日本映画では、2011年の「スマグラー」。

「闇金ウシジマくん」の真鍋昌平原作。非合法の運び屋(スマグラー)を描いたアクション映画だが、出演者が豪華すぎて、収拾がつかなくなっていた。

妻夫木聡、永瀬正敏、松雪泰子、満島ひかり、安藤政信、高嶋政宏、小日向文世、大杉漣、松田翔太・・

そんなにたくさん名優はいらない。

しかも、安藤政信とか、高嶋政宏とかが、「キャラ立ち」合戦で目立ちすぎたおかげで、逆に主役陣がかすんでしまった。
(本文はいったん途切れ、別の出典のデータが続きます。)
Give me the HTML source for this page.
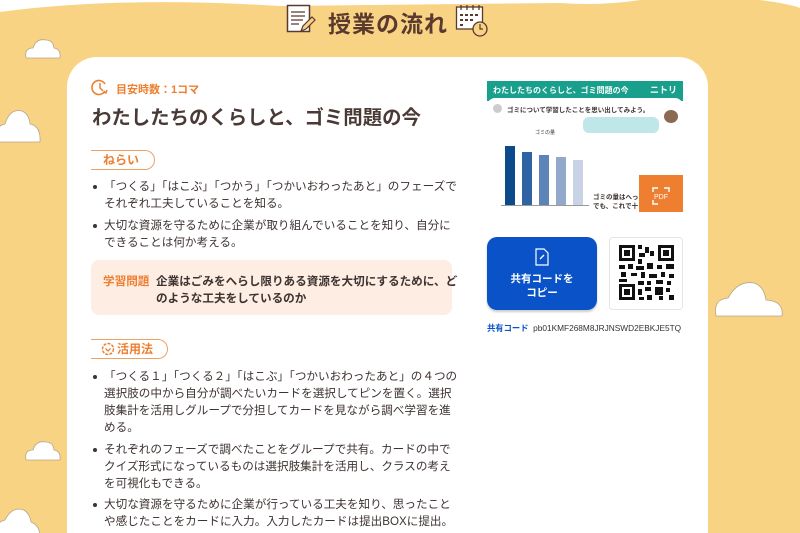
<!DOCTYPE html>
<html><head><meta charset="utf-8"><style>
*{margin:0;padding:0;box-sizing:border-box}
html,body{width:800px;height:533px;overflow:hidden}
body{background:#fff;font-family:"Liberation Sans","Noto Sans CJK JP",sans-serif;position:relative;color:#3d3330}
.abs{position:absolute}
.card{position:absolute;left:67px;top:57px;width:641px;height:476px;background:#fff;border-radius:30px 30px 0 0}
.pill{position:absolute;left:91px;width:64px;height:20px;border:1.3px solid #f0a060;border-left:none;border-radius:0 10px 10px 0;color:#ee7f30;font-weight:bold;font-size:12px;line-height:18px;padding-left:12px}
ul{position:absolute;left:92px;width:367px;list-style:none;font-size:11.6px;line-height:17px;color:#3d3330}
ul li{position:relative;padding-left:12px;margin-bottom:4.5px}
ul li:before{content:"";position:absolute;left:1px;top:7px;width:4px;height:4px;border-radius:50%;background:#3d3330}
</style></head><body>
<svg class="abs" style="left:0;top:0" width="800" height="533">
<path d="M0 12 Q120 -4 280 6 L560 3 Q600 6 640 0 L760 0 Q790 4 800 8 L800 533 L0 533 Z" fill="#f9d384"/>
<g fill="#fff" stroke="#b8a58a" stroke-width="0.8">
<path d="M26 58 Q24 48 33 48 Q36 38 46 40 Q53 40 54 48 Q61 49 60 58 Z"/>
<path d="M-5 142 Q-6 126 5 124 Q10 108 22 111 Q29 114 30 124 Q41 126 40 142 Z"/>
<path d="M716 316 Q713 299 728 298 Q738 280 754 283 Q764 286 766 300 Q784 301 782 316 Z"/>
<path d="M26 460 Q24 450 33 450 Q36 440 46 442 Q53 442 54 450 Q61 451 60 460 Z"/>
<path d="M-5 540 Q-6 522 5 520 Q12 506 24 510 Q30 514 31 522 Q41 526 40 540 Z"/>
</g>
</svg>
<svg class="abs" style="left:286px;top:4px" width="30" height="30"><rect x="1.5" y="1.5" width="22" height="26" fill="#fff" stroke="#5a3a2e" stroke-width="1.5"/><path d="M5 8h14M5 12h14M5 16h12M5 20h8" stroke="#5a3a2e" stroke-width="1.3"/><path d="M15 27l2-5 9-9 3 3-9 9z" fill="#f9d384" stroke="#5a3a2e" stroke-width="1.2"/></svg>
<div class="abs" style="left:328px;top:5px;font-size:23px;font-weight:bold;color:#5a3a2e;letter-spacing:1px">授業の流れ</div>
<svg class="abs" style="left:455px;top:4px" width="34" height="34"><rect x="1.5" y="3" width="26" height="22" fill="#fff" stroke="#5a3a2e" stroke-width="1.3"/><path d="M6 1v5M12 1v5M18 1v5M24 1v5" stroke="#5a3a2e" stroke-width="1.3"/><g fill="#5a3a2e"><rect x="5" y="10" width="3" height="2"/><rect x="10" y="10" width="3" height="2"/><rect x="15" y="10" width="3" height="2"/><rect x="20" y="10" width="3" height="2"/><rect x="5" y="15" width="3" height="2"/><rect x="10" y="15" width="3" height="2"/><rect x="15" y="15" width="3" height="2"/><rect x="5" y="20" width="3" height="2"/></g><circle cx="25" cy="25" r="7" fill="#f9d384" stroke="#5a3a2e" stroke-width="1.3"/><path d="M25 20v5h3" stroke="#5a3a2e" stroke-width="1.2" fill="none"/></svg>

<div class="card"></div>
<svg class="abs" style="left:91px;top:79px" width="18" height="18"><path d="M14 12A7 7 0 1 1 14 5" fill="none" stroke="#ee7f30" stroke-width="1.6"/><path d="M9 4v5l3 3" fill="none" stroke="#ee7f30" stroke-width="1.5"/><path d="M12 13l3 1 1-3" fill="none" stroke="#ee7f30" stroke-width="1.4"/></svg>
<div class="abs" style="left:116px;top:81px;font-size:11px;font-weight:bold;color:#ee7f30">目安時数：1コマ</div>
<div class="abs" style="left:92px;top:101px;font-size:19.4px;font-weight:bold;color:#4a3a35">わたしたちのくらしと、ゴミ問題の今</div>

<div class="pill" style="top:150px">ねらい</div>
<ul style="top:178px">
<li>「つくる」「はこぶ」「つかう」「つかいおわったあと」のフェーズでそれぞれ工夫していることを知る。</li>
<li>大切な資源を守るために企業が取り組んでいることを知り、自分にできることは何か考える。</li>
</ul>
<div class="abs" style="left:91px;top:260px;width:361px;height:55px;background:#fdede3;border-radius:8px"></div>
<div class="abs" style="left:103px;top:273px;font-size:11.6px;font-weight:bold;color:#ee7f30">学習問題</div>
<div class="abs" style="left:156px;top:273px;width:302px;font-size:11.6px;line-height:17px;font-weight:bold;color:#3d3330">企業はごみをへらし限りある資源を大切にするために、どのような工夫をしているのか</div>

<div class="pill" style="top:339px;width:77px;padding-left:26px">活用法</div>
<svg class="abs" style="left:101px;top:342px" width="14" height="14"><circle cx="7" cy="7" r="5.5" fill="none" stroke="#ee7f30" stroke-width="1.5" stroke-dasharray="3 1.2"/><path d="M4.5 6.5l2.5 2.5 2.5-2.5" fill="none" stroke="#ee7f30" stroke-width="1.3"/></svg>
<ul style="top:368px">
<li>「つくる１」「つくる２」「はこぶ」「つかいおわったあと」の４つの選択肢の中から自分が調べたいカードを選択してピンを置く。選択肢集計を活用しグループで分担してカードを見ながら調べ学習を進める。</li>
<li>それぞれのフェーズで調べたことをグループで共有。カードの中でクイズ形式になっているものは選択肢集計を活用し、クラスの考えを可視化もできる。</li>
<li>大切な資源を守るために企業が行っている工夫を知り、思ったことや感じたことをカードに入力。入力したカードは提出BOXに提出。</li>
</ul>

<div class="abs" style="left:487px;top:81px;width:196px;height:131px;background:#fff;overflow:hidden">
<div style="height:20px;background:#18a08c;color:#fff;font-size:8px;font-weight:bold;padding:4px 0 0 6px">わたしたちのくらしと、ゴミ問題の今<span style="position:absolute;right:6px;top:2px;font-size:9px">ニトリ</span></div>
<div style="position:absolute;left:0;top:17px;width:196px;height:10px;background:#fff;border-radius:8px 8px 0 0"></div>
<div style="position:absolute;left:20px;top:23px;font-size:6.5px;font-weight:bold">ゴミについて学習したことを思い出してみよう。</div>
<div style="position:absolute;left:6px;top:23px;width:9px;height:9px;border-radius:50%;background:#ccc"></div>
<div style="position:absolute;left:96px;top:36px;width:76px;height:16px;background:#bfe6e8;border-radius:6px"></div>
<div style="position:absolute;left:177px;top:29px;width:14px;height:13px;border-radius:50%;background:#8a6a50"></div>
<div style="position:absolute;left:48px;top:48px;font-size:5px">ゴミの量</div>
<div style="position:absolute;left:14px;top:124px;width:88px;height:1px;background:#999"></div>
<div style="position:absolute;left:18px;top:65px;width:10px;height:59px;background:#0d4a8c"></div>
<div style="position:absolute;left:35px;top:71px;width:10px;height:53px;background:#2e64a4"></div>
<div style="position:absolute;left:52px;top:74px;width:10px;height:50px;background:#5c84b8"></div>
<div style="position:absolute;left:69px;top:76px;width:10px;height:48px;background:#93a9cc"></div>
<div style="position:absolute;left:86px;top:79px;width:10px;height:45px;background:#c9d3e6"></div>
<div style="position:absolute;left:106px;top:112px;font-size:6.5px;font-weight:bold;line-height:9px">ゴミの量はへっ<br>でも、これで十</div>
<div style="position:absolute;left:152px;top:94px;width:44px;height:43px;background:#ee7f30"></div>
</div>
<svg class="abs" style="left:651px;top:186px" width="20" height="20"><path d="M2 6V2h5M13 2h5v4M2 14v4h5" stroke="#fff" stroke-width="1.5" fill="none"/><text x="3" y="13" font-size="7" fill="#fff" font-family="Liberation Sans">PDF</text></svg>

<div class="abs" style="left:487px;top:237px;width:110px;height:73px;background:#0a52c8;border-radius:10px;box-shadow:0 2px 2px #ccc"></div>
<svg class="abs" style="left:534px;top:248px" width="16" height="18"><path d="M2 1h8l4 4v12H2z" fill="none" stroke="#fff" stroke-width="1.2"/><path d="M6 11l4-4" stroke="#fff" stroke-width="1.3"/></svg>
<div class="abs" style="left:487px;top:272px;width:110px;text-align:center;color:#fff;font-size:10.5px;font-weight:bold;line-height:14px">共有コードを<br>コピー</div>
<div class="abs" style="left:609px;top:237px;width:74px;height:73px;border:1px solid #e5e5e5;border-radius:4px;background:#fff"></div>
<svg class="abs" style="left:619px;top:245px" width="55" height="55">
<g fill="#111"><path d="M0 0h16v16H0zM3 3v10h10V3z" fill-rule="evenodd"/><rect x="5" y="5" width="6" height="6"/>
<path d="M39 0h16v16H39zM42 3v10h10V3z" fill-rule="evenodd"/><rect x="44" y="5" width="6" height="6"/>
<path d="M0 39h16v16H0zM3 42v10h10V42z" fill-rule="evenodd"/><rect x="5" y="44" width="6" height="6"/>
<rect x="19" y="0" width="4" height="4"/><rect x="26" y="2" width="4" height="6"/><rect x="20" y="8" width="6" height="4"/><rect x="31" y="6" width="4" height="5"/><rect x="19" y="14" width="4" height="5"/>
<rect x="0" y="20" width="6" height="4"/><rect x="9" y="19" width="5" height="5"/><rect x="17" y="21" width="8" height="4"/><rect x="28" y="18" width="6" height="6"/><rect x="38" y="20" width="5" height="4"/><rect x="47" y="19" width="8" height="5"/>
<rect x="2" y="27" width="5" height="5"/><rect x="12" y="28" width="6" height="3"/><rect x="22" y="27" width="4" height="6"/><rect x="30" y="29" width="8" height="4"/><rect x="42" y="27" width="4" height="5"/><rect x="50" y="29" width="5" height="4"/>
<rect x="0" y="34" width="8" height="3"/><rect x="19" y="36" width="6" height="4"/><rect x="28" y="36" width="4" height="4"/><rect x="37" y="35" width="7" height="4"/><rect x="48" y="36" width="4" height="4"/>
<rect x="19" y="44" width="4" height="6"/><rect x="26" y="42" width="6" height="4"/><rect x="36" y="42" width="8" height="8"/><rect x="47" y="43" width="4" height="4"/><rect x="28" y="50" width="5" height="5"/><rect x="40" y="51" width="4" height="4"/><rect x="50" y="50" width="5" height="5"/><rect x="20" y="52" width="5" height="3"/></g></svg>
<div class="abs" style="left:487px;top:322px;font-size:8.3px;color:#333;white-space:nowrap"><b style="color:#0a52c8">共有コード</b>&nbsp;&nbsp;pb01KMF268M8JRJNSWD2EBKJE5TQ</div>
</body></html>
そのため、永瀬正敏の静かな名演が見逃されてしまった。

この映画は、運び屋のリーダー「ジョー」役の永瀬正敏がひたすらカッコよかった映画である。

労務者風がバッチリ決まる永瀬正敏

人生で失敗し、非合法の仕事についているが、本物の悪とは一線を画し、おのれの正義をつらぬく男。ウシジマくんのシニア版的なカッコよさで、俺は惚れたのだ。

名優・永瀬正敏は、このまま終わるのは惜しい。彼も役を選びすぎて、人々の印象に残る役が少ないと思う。

「ジョー」は彼のハマり役になる可能性があった。永瀬主演で続編、というか、「スマグラーのジョー」でシリーズ化してほしかった。